Hiring Process

How do I reduce hiring bias?

Reduce hiring bias by using structured interviews with scored rubrics, anonymizing resumes during initial screening, writing inclusive job descriptions, training interviewers on common bias types, and tracking outcome data by demographic group to identify where disparities occur. Systematic process changes outperform awareness training alone.

What are the most common sources of hiring bias?

Affinity bias (favoring candidates similar to the interviewer), halo/horn effects (letting one strong or weak signal color the entire evaluation), confirmation bias (seeking evidence to confirm a first impression), and attribution bias (explaining identical behavior differently based on candidate identity) are the most documented in hiring research. These operate largely below conscious awareness, which is why process design is more effective than asking people to 'try harder' to be objective.

Which process changes have the strongest evidence base?

Structured interviewing with defined scoring rubrics has the strongest evidence base for reducing bias and improving predictive validity simultaneously. Resume anonymization removes name and education signals that trigger affinity and prestige biases during initial screening. Diverse interview panels reduce the probability that any one interviewer's biases dominate. Work-sample tests and skills assessments evaluate actual performance rather than credentials or background, which are weaker predictors of job success.

How do you measure whether your hiring process is biased?

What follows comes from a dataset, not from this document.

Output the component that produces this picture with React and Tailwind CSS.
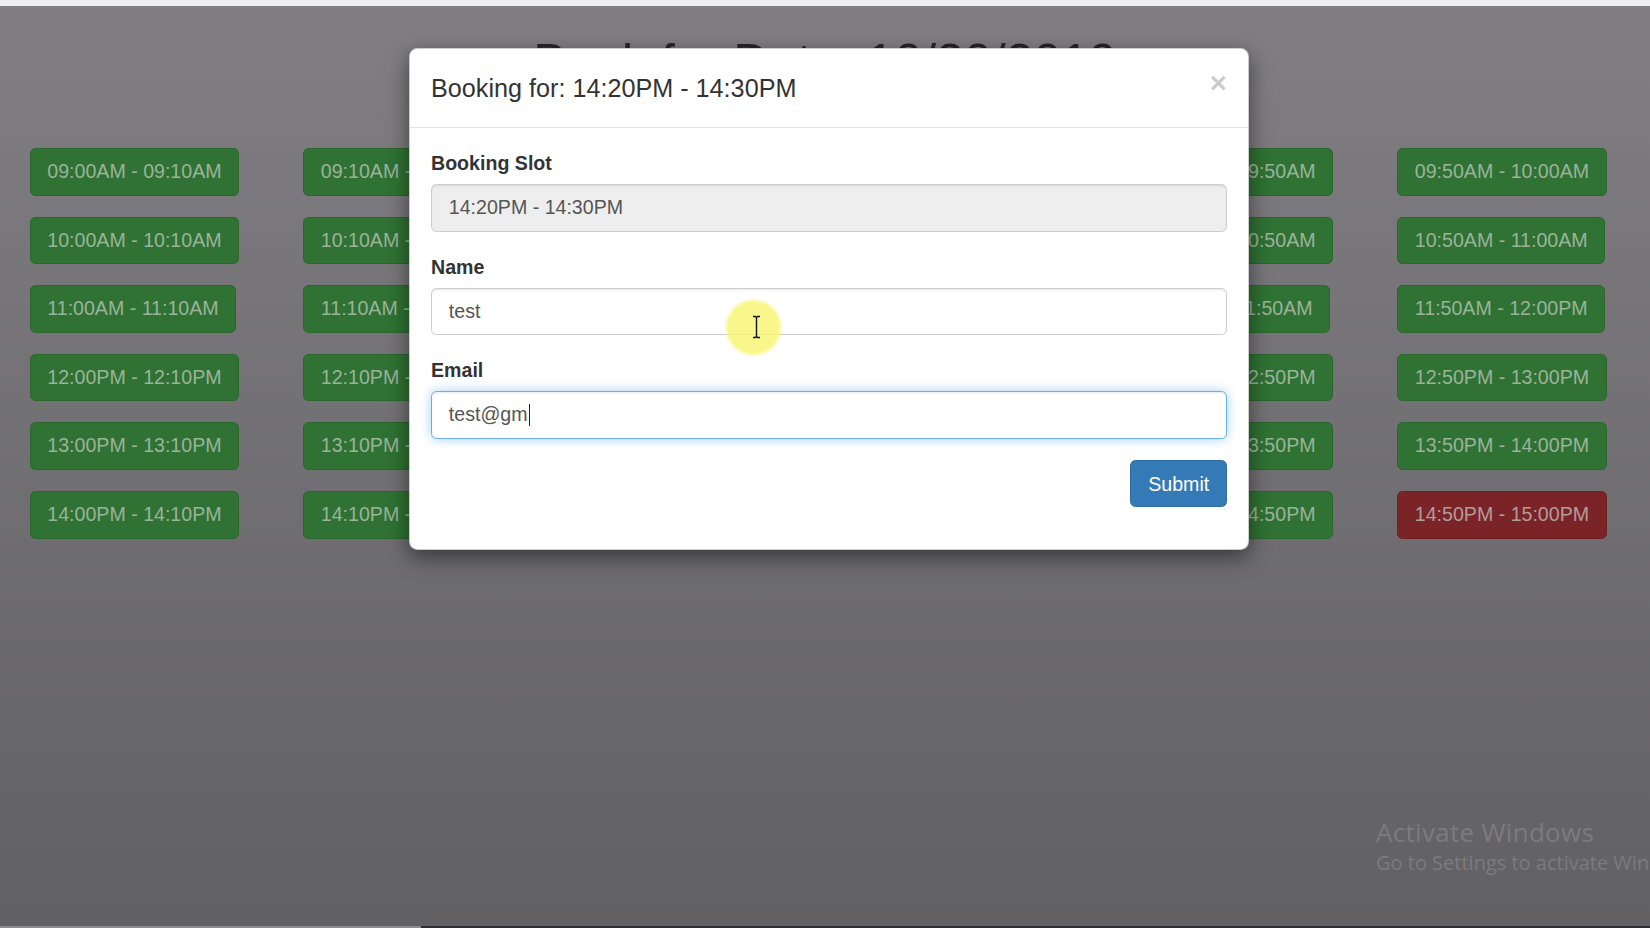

Track application-to-phone-screen rates, phone-screen-to-interview rates, and offer rates segmented by gender, age group, and other demographic dimensions you collect through voluntary self-identification. Statistically significant disparities at any stage are a signal to investigate that stage's process design. EEOC adverse impact analysis (the four-fifths rule) provides a standard threshold. Without data, bias reduction efforts are essentially unmeasured and hard to improve.

FAQ

Frequently asked questions

Does unconscious bias training reduce hiring bias? +
Research on unconscious bias training alone shows mixed results; awareness does not reliably translate to behavior change. Training is most effective when combined with structural changes — structured interviews, anonymized review, calibrated scorecards — that reduce the opportunity for bias to influence decisions regardless of interviewer intention.
Does using AI in hiring reduce or amplify bias? +
Both are possible. AI tools trained on biased historical hiring data can encode and scale those biases. AI applied to structured, job-relevant criteria with human oversight and regular auditing can reduce bias compared to unstructured human judgment. The design, training data, and oversight model of the specific tool matter enormously.